[Data items]

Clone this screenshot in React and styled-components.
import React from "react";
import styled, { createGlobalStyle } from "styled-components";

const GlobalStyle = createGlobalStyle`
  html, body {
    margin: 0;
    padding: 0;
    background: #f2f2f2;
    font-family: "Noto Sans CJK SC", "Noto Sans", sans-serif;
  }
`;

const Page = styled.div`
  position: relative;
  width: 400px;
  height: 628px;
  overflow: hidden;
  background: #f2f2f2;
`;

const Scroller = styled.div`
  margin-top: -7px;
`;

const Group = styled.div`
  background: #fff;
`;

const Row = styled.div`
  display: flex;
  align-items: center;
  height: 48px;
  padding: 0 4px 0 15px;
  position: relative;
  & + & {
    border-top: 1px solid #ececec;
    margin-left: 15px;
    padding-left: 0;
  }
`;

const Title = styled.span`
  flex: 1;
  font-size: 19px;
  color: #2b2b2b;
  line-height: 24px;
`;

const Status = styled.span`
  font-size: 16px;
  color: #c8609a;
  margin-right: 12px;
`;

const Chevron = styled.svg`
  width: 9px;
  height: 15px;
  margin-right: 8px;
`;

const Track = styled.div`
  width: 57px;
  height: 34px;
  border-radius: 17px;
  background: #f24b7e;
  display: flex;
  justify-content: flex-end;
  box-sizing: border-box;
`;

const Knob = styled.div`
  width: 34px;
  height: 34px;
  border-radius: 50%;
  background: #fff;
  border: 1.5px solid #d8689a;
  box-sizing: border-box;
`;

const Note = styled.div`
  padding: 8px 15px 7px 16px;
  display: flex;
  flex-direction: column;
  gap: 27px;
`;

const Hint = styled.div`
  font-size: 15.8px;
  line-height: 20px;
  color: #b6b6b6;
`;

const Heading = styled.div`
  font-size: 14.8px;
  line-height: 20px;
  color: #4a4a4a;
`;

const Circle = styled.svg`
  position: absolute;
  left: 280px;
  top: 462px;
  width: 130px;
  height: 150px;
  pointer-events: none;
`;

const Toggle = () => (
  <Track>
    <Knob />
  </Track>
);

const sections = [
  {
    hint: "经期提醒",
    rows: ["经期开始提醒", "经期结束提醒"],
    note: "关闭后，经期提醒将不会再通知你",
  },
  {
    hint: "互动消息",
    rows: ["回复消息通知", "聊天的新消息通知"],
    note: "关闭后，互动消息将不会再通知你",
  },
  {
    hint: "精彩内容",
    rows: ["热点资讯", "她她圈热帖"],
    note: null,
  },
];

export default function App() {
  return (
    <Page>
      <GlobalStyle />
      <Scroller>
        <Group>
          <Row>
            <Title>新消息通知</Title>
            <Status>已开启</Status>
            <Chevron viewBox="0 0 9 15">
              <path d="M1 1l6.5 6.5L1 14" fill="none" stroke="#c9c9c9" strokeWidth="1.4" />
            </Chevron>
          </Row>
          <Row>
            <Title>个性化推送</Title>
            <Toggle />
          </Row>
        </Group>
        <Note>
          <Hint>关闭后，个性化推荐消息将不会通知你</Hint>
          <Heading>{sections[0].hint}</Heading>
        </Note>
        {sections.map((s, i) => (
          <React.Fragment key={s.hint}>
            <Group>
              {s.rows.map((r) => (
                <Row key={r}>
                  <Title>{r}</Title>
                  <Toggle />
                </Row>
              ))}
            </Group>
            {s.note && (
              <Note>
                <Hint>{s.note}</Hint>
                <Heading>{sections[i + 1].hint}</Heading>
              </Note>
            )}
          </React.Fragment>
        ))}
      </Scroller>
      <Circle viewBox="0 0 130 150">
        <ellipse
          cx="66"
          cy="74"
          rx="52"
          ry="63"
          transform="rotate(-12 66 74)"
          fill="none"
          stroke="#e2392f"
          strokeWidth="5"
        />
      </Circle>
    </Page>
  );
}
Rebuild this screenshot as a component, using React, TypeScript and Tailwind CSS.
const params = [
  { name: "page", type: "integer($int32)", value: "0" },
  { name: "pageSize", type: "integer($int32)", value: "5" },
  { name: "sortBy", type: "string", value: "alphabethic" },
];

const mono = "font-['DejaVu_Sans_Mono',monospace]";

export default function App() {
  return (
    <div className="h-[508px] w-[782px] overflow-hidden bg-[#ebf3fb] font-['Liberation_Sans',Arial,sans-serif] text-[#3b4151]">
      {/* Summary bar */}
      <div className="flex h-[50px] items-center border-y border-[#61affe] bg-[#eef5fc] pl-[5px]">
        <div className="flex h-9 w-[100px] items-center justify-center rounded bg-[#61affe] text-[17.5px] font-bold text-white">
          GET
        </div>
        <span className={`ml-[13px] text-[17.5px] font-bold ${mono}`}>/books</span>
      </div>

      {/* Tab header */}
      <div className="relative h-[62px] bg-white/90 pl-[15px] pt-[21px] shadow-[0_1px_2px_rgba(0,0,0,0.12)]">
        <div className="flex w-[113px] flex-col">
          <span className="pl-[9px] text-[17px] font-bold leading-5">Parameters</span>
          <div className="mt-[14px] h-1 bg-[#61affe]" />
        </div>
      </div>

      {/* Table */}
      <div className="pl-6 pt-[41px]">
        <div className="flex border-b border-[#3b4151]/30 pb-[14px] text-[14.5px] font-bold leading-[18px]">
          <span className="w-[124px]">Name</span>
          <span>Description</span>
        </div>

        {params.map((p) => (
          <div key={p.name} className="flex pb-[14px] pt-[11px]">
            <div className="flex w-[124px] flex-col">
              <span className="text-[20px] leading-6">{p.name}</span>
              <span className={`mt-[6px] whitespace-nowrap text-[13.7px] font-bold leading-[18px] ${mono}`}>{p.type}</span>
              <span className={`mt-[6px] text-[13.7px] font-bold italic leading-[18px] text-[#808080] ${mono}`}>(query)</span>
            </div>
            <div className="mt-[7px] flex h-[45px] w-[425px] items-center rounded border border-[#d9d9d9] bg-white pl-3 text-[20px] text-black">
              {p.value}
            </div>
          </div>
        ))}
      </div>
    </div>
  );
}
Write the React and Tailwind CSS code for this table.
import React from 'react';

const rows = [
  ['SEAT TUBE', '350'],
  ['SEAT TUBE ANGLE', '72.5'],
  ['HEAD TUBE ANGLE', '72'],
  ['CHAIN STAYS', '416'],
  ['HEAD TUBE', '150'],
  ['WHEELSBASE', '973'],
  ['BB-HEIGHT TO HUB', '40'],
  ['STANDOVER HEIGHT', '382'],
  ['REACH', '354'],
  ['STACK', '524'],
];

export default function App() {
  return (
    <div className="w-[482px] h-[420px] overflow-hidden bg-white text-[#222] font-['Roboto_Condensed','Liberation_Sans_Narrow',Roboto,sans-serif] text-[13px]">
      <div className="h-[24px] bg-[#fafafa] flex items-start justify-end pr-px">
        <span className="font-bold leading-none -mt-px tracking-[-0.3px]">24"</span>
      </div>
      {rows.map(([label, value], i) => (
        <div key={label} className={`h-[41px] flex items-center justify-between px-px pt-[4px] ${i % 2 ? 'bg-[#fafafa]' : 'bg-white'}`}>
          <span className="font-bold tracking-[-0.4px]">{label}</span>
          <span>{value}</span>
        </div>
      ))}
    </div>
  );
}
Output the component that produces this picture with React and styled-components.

_Exercise task_
Report all lines of the data above that include the string "React".

_Written response_
Clone this screenshot in React and styled-components.
import React from "react";
          <React.Fragment key={s.hint}>
          </React.Fragment>
Rebuild this screenshot as a component, using React, TypeScript and Tailwind CSS.
Write the React and Tailwind CSS code for this table.
import React from 'react';
Output the component that produces this picture with React and styled-components.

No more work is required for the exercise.